I'm sorry, my question was not clear. I should have asked this: Who were the now-unknown contemporaries of Brahms, the equivalents of Pleyel, Moscheles, Hummel, etc.?

Elaine Fine said...

Robert Fuchs, Heinrich Herzogenberg, Ethel Smyth, Friedrich Kiel (who taught Charles Villiers Stanford), Carl Reinecke, Hans Sitt, Theodor Kirchner, Gustav Jenner, Amanda Maier, Eduard Hanslick, Eduard Marxen, and Julius Röntgen are good people to start with.

I'm particularly fond of music by Fuchs, Stanford, Maier, Kirchner, and Reinecke. None of them are Brahms though. He was really a singular musical personality. A "one off."

Lisa Hirsch said...

eder 52Thanks!

I know some Reinecke and Stanford, and there's soem Rontgen floating around my house. I would add Rheinberger, a first-class choral composer, to the list.

And Wikipedia has a good list of minor and major Romantic-era composers.

Elaine Fine said...

The thing about the people in Brahms' circle is that they were all, with the exception of his teacher and of the Schumanns and Joachim, were really pretty much followers of Brahms.

Pleyel, on the other hand, served as an inspiration for Mozart while Mozart was writing his "Haydn" Quartets. Mozart even wrote to his father raving about Pleyel's Opus 1 string quartets.

Elaine Fine said...

The thing about the people in Brahms' circle is that they were all, with the exception of his teacher and of the Schumanns and Joachim, were really pretty much followers of Brahms.

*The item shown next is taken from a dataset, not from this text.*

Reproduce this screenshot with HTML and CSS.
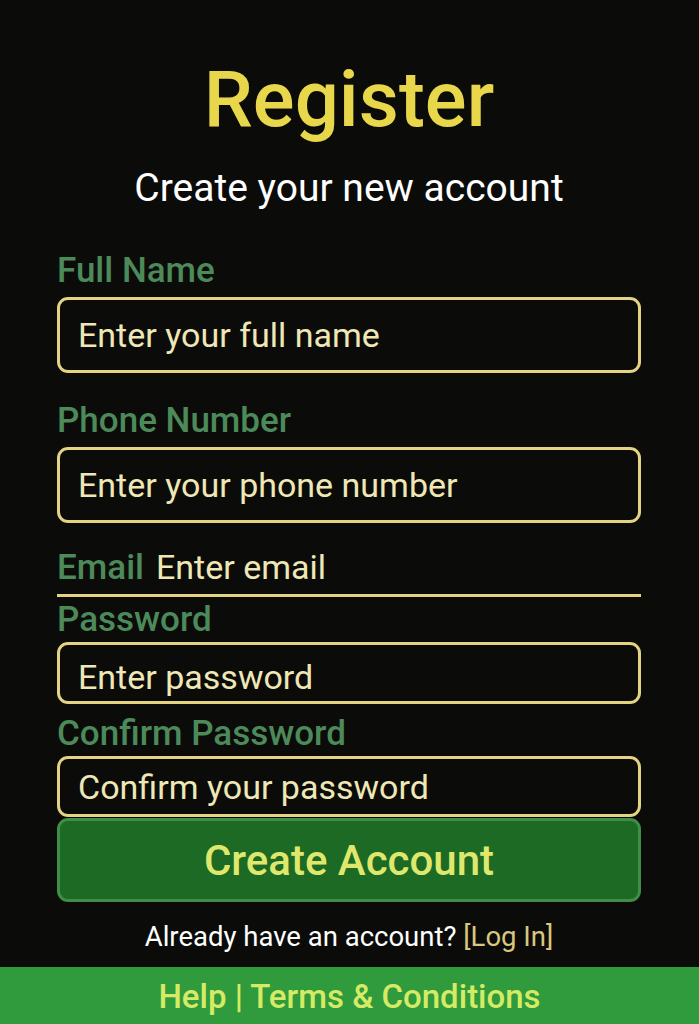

Pleyel, on the other hand, served as an inspiration for Mozart while Mozart was writing his "Haydn" Quartets. Mozart even wrote to his father raving about Pleyel's Opus 1 string quartets.

Martin Perry said...

Why, oh why weren't YOU the one writing music history textbooks when we were in school, Elaine? Isn't it amazing when a "secondary" composer slips in and rocks your world? And sites like IMSLP have finally made it easy and affordable to explore a full range of repertoire.